I have attached a circuit of the Sweep generator I used, it was put together on two PCBs the RF section, Saw Tooth Amplifier and Regulator being on one PC board put together in a PCB box type construction and the digital Saw Tooth Generator PCB screwed to the side of the PCB box. I used both through hole and Surface mount components, with most components coming from my junk box, this was going to be a one time only circuit which I wanted to spend as little money as possible on.
Photos of the Sweep Oscillator are included.
A Brief Circuit description of the Sweep Oscillator circuit.
Firstly the RF Oscillator, I used a BC547 in a Colpitts configuration. The feed back capacitors are formed by stacking two 220pF SMT caps on top of each other to make the 440pF shown on the circuit.
Surface mount resistors and capacitors make it very easy to save space by soldering one component down to the board then soldering another of the same size on top, I have used up to three high but after that it is time to spread them out.
The inductor was made with 0.25mm Enameled copper wire, 29 Turns wound on the Glass from a 5AG fuse, it is about 5mm outside diameter, long glass fuse.
The metal end caps of the fuse are removed by heating with a soldering iron and removing them with pliers, the glass section is then used as the former for the inductor, the turns are held in place with epoxy resin.
I also used epoxy to glue the glass former to the circuit board. (see photos below)
Two trimmer capacitors were used, one to provide a main tune and one to provide a fine tune, the Oscillator sweep function was provided by a high voltage Zener diode (15 to 33V 400mW you can also use 1 Watt Zener diodes, the higher the voltage the lower the capacitance change and the lower the power rating the lower the capacitance), I use them in place of Varicaps. The output of the Transistor oscillator is taken from the collector 100 Ohm resistor through a 0.02uF Capacitor and is buffered by an MPF102 JFET Amplifier, the output taken from it's Source, roughly 50 ohms out.
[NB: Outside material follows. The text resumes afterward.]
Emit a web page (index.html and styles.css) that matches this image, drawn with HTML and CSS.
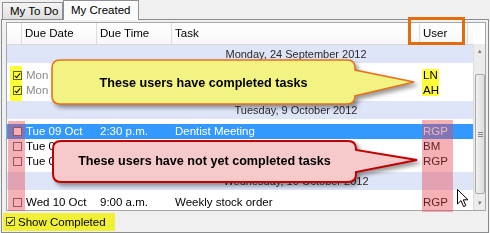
FILE: index.html
```html
<!DOCTYPE html>
<html>
<head>
<meta charset="utf-8">
<link rel="stylesheet" href="styles.css">
</head>
<body>
<div class="window">
  <div class="tabs">
    <div class="tab">My To Do</div>
    <div class="tab active">My Created</div>
  </div>
  <div class="panel">
    <div class="grid">
      <div class="main">
        <div class="header cols">
          <div class="hcell"></div>
          <div class="hcell">Due Date</div>
          <div class="hcell">Due Time</div>
          <div class="hcell">Task</div>
          <div class="hcell">User</div>
          <div class="hcell last"></div>
        </div>
        <div class="body">
          <div class="group first">Monday, 24 September 2012</div>
          <div class="rows">
            <div class="row cols done"><span class="cbcell"><span class="cb checked"></span></span><span>Mon</span><span></span><span></span><span class="user">LN</span><span></span></div>
            <div class="row cols done"><span class="cbcell"><span class="cb checked"></span></span><span>Mon</span><span></span><span></span><span class="user">AH</span><span></span></div>
          </div>
          <div class="group">Tuesday, 9 October 2012</div>
          <div class="rows">
            <div class="row cols selected"><span class="cbcell"><span class="cb"></span></span><span>Tue 09 Oct</span><span>2:30 p.m.</span><span>Dentist Meeting</span><span class="user">RGP</span><span></span></div>
            <div class="row cols"><span class="cbcell"><span class="cb"></span></span><span>Tue 0</span><span></span><span></span><span class="user">BM</span><span></span></div>
            <div class="row cols"><span class="cbcell"><span class="cb"></span></span><span>Tue 0</span><span></span><span></span><span class="user">RGP</span><span></span></div>
          </div>
          <div class="group">Wednesday, 10 October 2012</div>
          <div class="rows">
            <div class="row cols"><span class="cbcell"><span class="cb"></span></span><span>Wed 10 Oct</span><span>9:00 a.m.</span><span>Weekly stock order</span><span class="user">RGP</span><span></span></div>
          </div>
        </div>
      </div>
      <div class="scrollbar">
        <div class="arrow up">&#9652;</div>
        <div class="track"><div class="thumb"><span class="grip"></span></div></div>
        <div class="arrow down">&#9662;</div>
      </div>
    </div>
    <div class="footer">
      <span class="cb checked"></span><span class="footer-label">Show Completed</span>
    </div>
  </div>

  <div class="hl hl-yellow hl-cb-done"></div>
  <div class="hl hl-yellow hl-user-done"></div>
  <div class="hl hl-yellow hl-footer"></div>
  <div class="hl hl-red hl-cb-todo"></div>
  <div class="hl hl-red hl-user-todo"></div>
  <div class="orange-box"></div>

  <svg class="shapes" width="490" height="233" viewBox="0 0 490 233">
    <path class="callout-yellow" d="M60,60 H347 Q355,60 355,68 V70 L414,82 L355,96 V96 Q355,104 347,104 H60 Q52,104 52,96 V68 Q52,60 60,60 Z"/>
    <path class="callout-red" d="M61,141 H348 Q356,141 356,149 V150 L417,160 L356,172 V174 Q356,182 348,182 H61 Q53,182 53,174 V149 Q53,141 61,141 Z"/>
  </svg>
  <div class="callout-text text-yellow">These users have completed tasks</div>
  <div class="callout-text text-red">These users have not yet completed tasks</div>

  <svg class="cursor" width="13" height="19" viewBox="0 0 13 19">
    <path d="M0.5,0.5 V15 L4,11.6 L6.6,17.6 L8.8,16.7 L6.3,10.8 H11 Z" fill="#fff" stroke="#000" stroke-width="1" stroke-linejoin="round"/>
  </svg>
</div>
</body>
</html>
```

FILE: styles.css
```css
* { box-sizing: border-box; margin: 0; padding: 0; }
html, body { width: 490px; height: 233px; overflow: hidden; }
body {
  background: #f0f0f0;
  font-family: "Liberation Sans", Arial, sans-serif;
  font-size: 11.5px;
  color: #000;
}
.window { position: relative; width: 490px; height: 233px; }

/* tabs */
.tabs { display: flex; align-items: flex-end; height: 19px; padding-left: 2px; position: relative; z-index: 2; }
.tab {
  height: 17px; width: 61px; padding-left: 7px; line-height: 16px;
  border: 1px solid #8e9096; border-bottom: none;
  background: linear-gradient(#f4f4f4, #dedede);
}
.tab.active {
  height: 20px; width: 76px; padding-left: 7px; line-height: 18px;
  margin-bottom: -1px; background: #fbfbfb;
}

/* panel */
.panel {
  margin-left: 1px; width: 488px; height: 214px;
  border: 1px solid #8a8c90; background: #f0f0f0;
  padding: 2px 0 0 4px;
}
.grid {
  width: 480px; height: 189px; border: 1px solid #a3a6ab; background: #fff;
  display: flex; overflow: hidden;
}
.main { width: 466px; display: flex; flex-direction: column; }
.cols { display: grid; grid-template-columns: 15px 75px 75px 248px 48px 5px; }
.header { height: 22px; border-bottom: 1px solid #d8d8d8; background: linear-gradient(#fff, #f7f7f7); }
.hcell { border-right: 1px solid #dcdcdc; line-height: 21px; padding-left: 3px; white-space: nowrap; }
.hcell.last { border-right: none; }

.body { flex: 1; overflow: hidden; }
.group {
  height: 18px; line-height: 19px; background: #dfe5f8; color: #2a2a2a;
  font-size: 11px; text-align: center; padding-left: 112px; margin-top: 3px;
}
.group.first { margin-top: 0; }
.rows { padding-top: 5px; }
.row { height: 15px; line-height: 15px; white-space: nowrap; }
.row > span { padding-left: 3px; overflow: hidden; }
.row > span:nth-child(2) { padding-left: 4px; }
.row .cbcell { padding-left: 6px; display: flex; align-items: center; }
.row.done { color: #8a8a8a; }
.row.done .user { color: #000; }
.row.selected { background: #3399ff; color: #fff; }

.cb {
  display: inline-block; width: 9px; height: 9px; border: 1px solid #5a6470;
  background: #fff; position: relative; flex: none;
}
.cb.checked::after {
  content: ""; position: absolute; left: 2px; top: 0px; width: 2px; height: 5px;
  border: solid #000; border-width: 0 1.5px 1.5px 0; transform: rotate(40deg);
}

/* scrollbar */
.scrollbar {
  width: 12px; margin-top: 21px; border-left: 1px solid #dcdcdc; background: #ececec;
  display: flex; flex-direction: column;
}
.arrow { height: 14px; font-size: 7px; color: #7a7a7a; text-align: center; line-height: 14px; }
.track { flex: 1; padding: 16px 0 2px 1px; display: flex; }
.thumb {
  flex: 1; border: 1px solid #a9a9a9; border-radius: 2px;
  background: linear-gradient(90deg, #f2f2f2, #dcdcdc);
  display: flex; align-items: center; justify-content: center;
}
.grip { width: 5px; height: 5px; border-top: 1px solid #888; border-bottom: 1px solid #888; position: relative; }
.grip::after { content: ""; position: absolute; left: 0; right: 0; top: 1px; border-top: 1px solid #888; }

/* footer */
.footer { height: 20px; display: flex; align-items: center; padding-top: 1px; }
.footer .cb { margin-right: 3px; }
.footer-label { line-height: 16px; }

/* highlights */
.hl { position: absolute; }
.hl-yellow { background: rgba(255, 255, 0, 0.78); mix-blend-mode: multiply; }
.hl-red { background: rgba(232, 70, 80, 0.42); }
.hl-cb-done { left: 10px; top: 66px; width: 12px; height: 35px; }
.hl-user-done { left: 422px; top: 69px; width: 17px; height: 27px; }
.hl-footer { left: 3px; top: 213px; width: 112px; height: 18px; }
.hl-cb-todo { left: 8px; top: 121px; width: 17px; height: 90px; }
.hl-user-todo { left: 422px; top: 120px; width: 31px; height: 92px; }
.orange-box { position: absolute; left: 408px; top: 17px; width: 57px; height: 28px; border: 3px solid #e46c0a; }

/* callouts */
.shapes { position: absolute; left: 0; top: 0; }
.callout-yellow { fill: #f3f383; stroke: #e3731f; stroke-width: 1.6; filter: drop-shadow(3px 3px 2px rgba(0,0,0,0.4)); }
.callout-red { fill: #f6c9ca; stroke: #c00000; stroke-width: 2; filter: drop-shadow(3px 3px 2px rgba(0,0,0,0.4)); }
.callout-text {
  position: absolute; font-weight: bold; font-size: 12.6px; text-align: center; white-space: nowrap;
  line-height: 16px;
}
.text-yellow { left: 52px; width: 303px; top: 75px; }
.text-red { left: 53px; width: 303px; top: 153px; }
.cursor { position: absolute; left: 457px; top: 189px; }
```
The Saw Tooth wave form used to drive the RF Sweep and the Oscilloscope X Axis input is generated from a separate circuit board using two CMOS ICs, a 74HC00 is used as an RC Oscillator with the fourth gate used as a buffer, the output of the oscillator is then fed to a binary counter IC, CMOS, MC14020 /4020B. The top eight bits of the 4020 counter are fed to a simple resistive network Digital to Analog converter.
The resistor network is called a 2R network. I like the 2R network when using surface mount resistors because it uses lots of the same value, the 2R value I used was 10k which meant that the R value could be made by stacking two SMT 10K resistors on top of each other (5k), it is almost like cheating.
The output of the resistor network is then filtered with a 0.1uF capacitor to ground and fed to the Op Amp inverting input through a 56K resistor.The Op Amp has a 50 k Trimpot (VR3) attached to the non inverting input, the Trimpot is used to adjust the output Saw Tooth wave form to be centered across the output voltage range of the Op Amp, the wave form should not be clipped top or bottom.(Very important)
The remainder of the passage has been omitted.